Trees in a Meadow
Every day as I walk to work I pass by a meadow. It's a beautiful meadow with lots of tall grass and, in the spring, tons of amazing flowers. On the left is the Church Bowl picnicking and climbing area, and on the right is this meadow. The Ahwahnee Meadow. Today, walking past this meadow, I saw my first butterfly of the season, announcing that spring is officially here. It was fluttering around the meadow and just having a gay ol'time.
But this is not an entry about the flowers (which don't exist yet). Nor is it about the life of the butterfly. And it sure isn't about watching the grass grow. It is about the trees that stand in the middle.
My eyes fall on the tree every time I walk past. In the early morning they stand out in stark contrast to the evergreens that surround them at the edges of the meadow. In the afternoon, as the sun begins to go down, the golden glow of the oncoming sunset highlights them making them pop to the eye.
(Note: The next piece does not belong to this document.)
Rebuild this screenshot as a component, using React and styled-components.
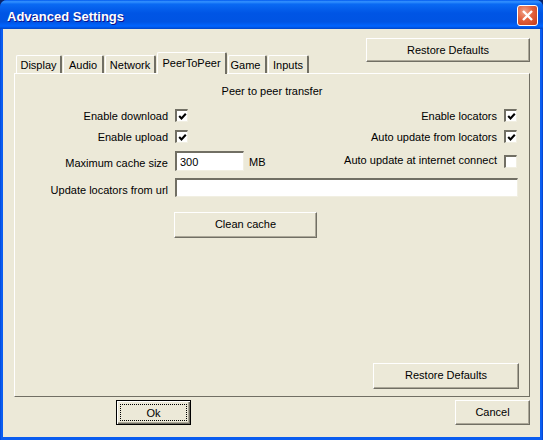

It's easy for people to overlook their beauty. Especially in the winter when there are no leaves on the trees. And if you glance just a micron up your eyes are trapped by the impressive view of Half Dome. And in the spring when the dogwoods are blooming -- taking attention away from just another green bunch of trees. In the summer, with all the enormous cliff faces around, the crowds stand around watching the climbers at the church bowl. In the fall? That is when these trees will catch peoples eyes. The leaves turning to all their golden colors and falling to the meadow floor below to add to the inches of mulch at their base.
Every day I watch these trees. And I find myself drawn to them. Their beauty calls me. Their loneliness sings to me. The durability impresses me. I pondered this day in and day out as I would traipse past them. Why do these trees affect me so? Why have I, on an impulse, run over to give them random hugs?
As I walked home a couple days ago, with the golden glow of the setting sun sparkling off the white bark, I saw the evergreens surrounding. Some inching close -- reaching with their tall branches as if to say hello to a friend. And yet these trees stood all alone. Not letting the other trees too close -- and yet reaching to them with their winterly stark branches.
During this particular walk I realized that at some deep part of my subconscious, I related to these trees. Letting friends get close but keeping them at a full branch length away. Standing strong through the hardships of winter... waiting for the spring when I will begin to draw some attraction from others... knowing that in the summer I will be overlooked as more exciting things come around... and finally having a tragic fall -- a glorious fall.
These trees are me and I am these trees.
We will stand strong.
Right now we stand alone.
But ever so slowly, we will invite our good friends and family closer.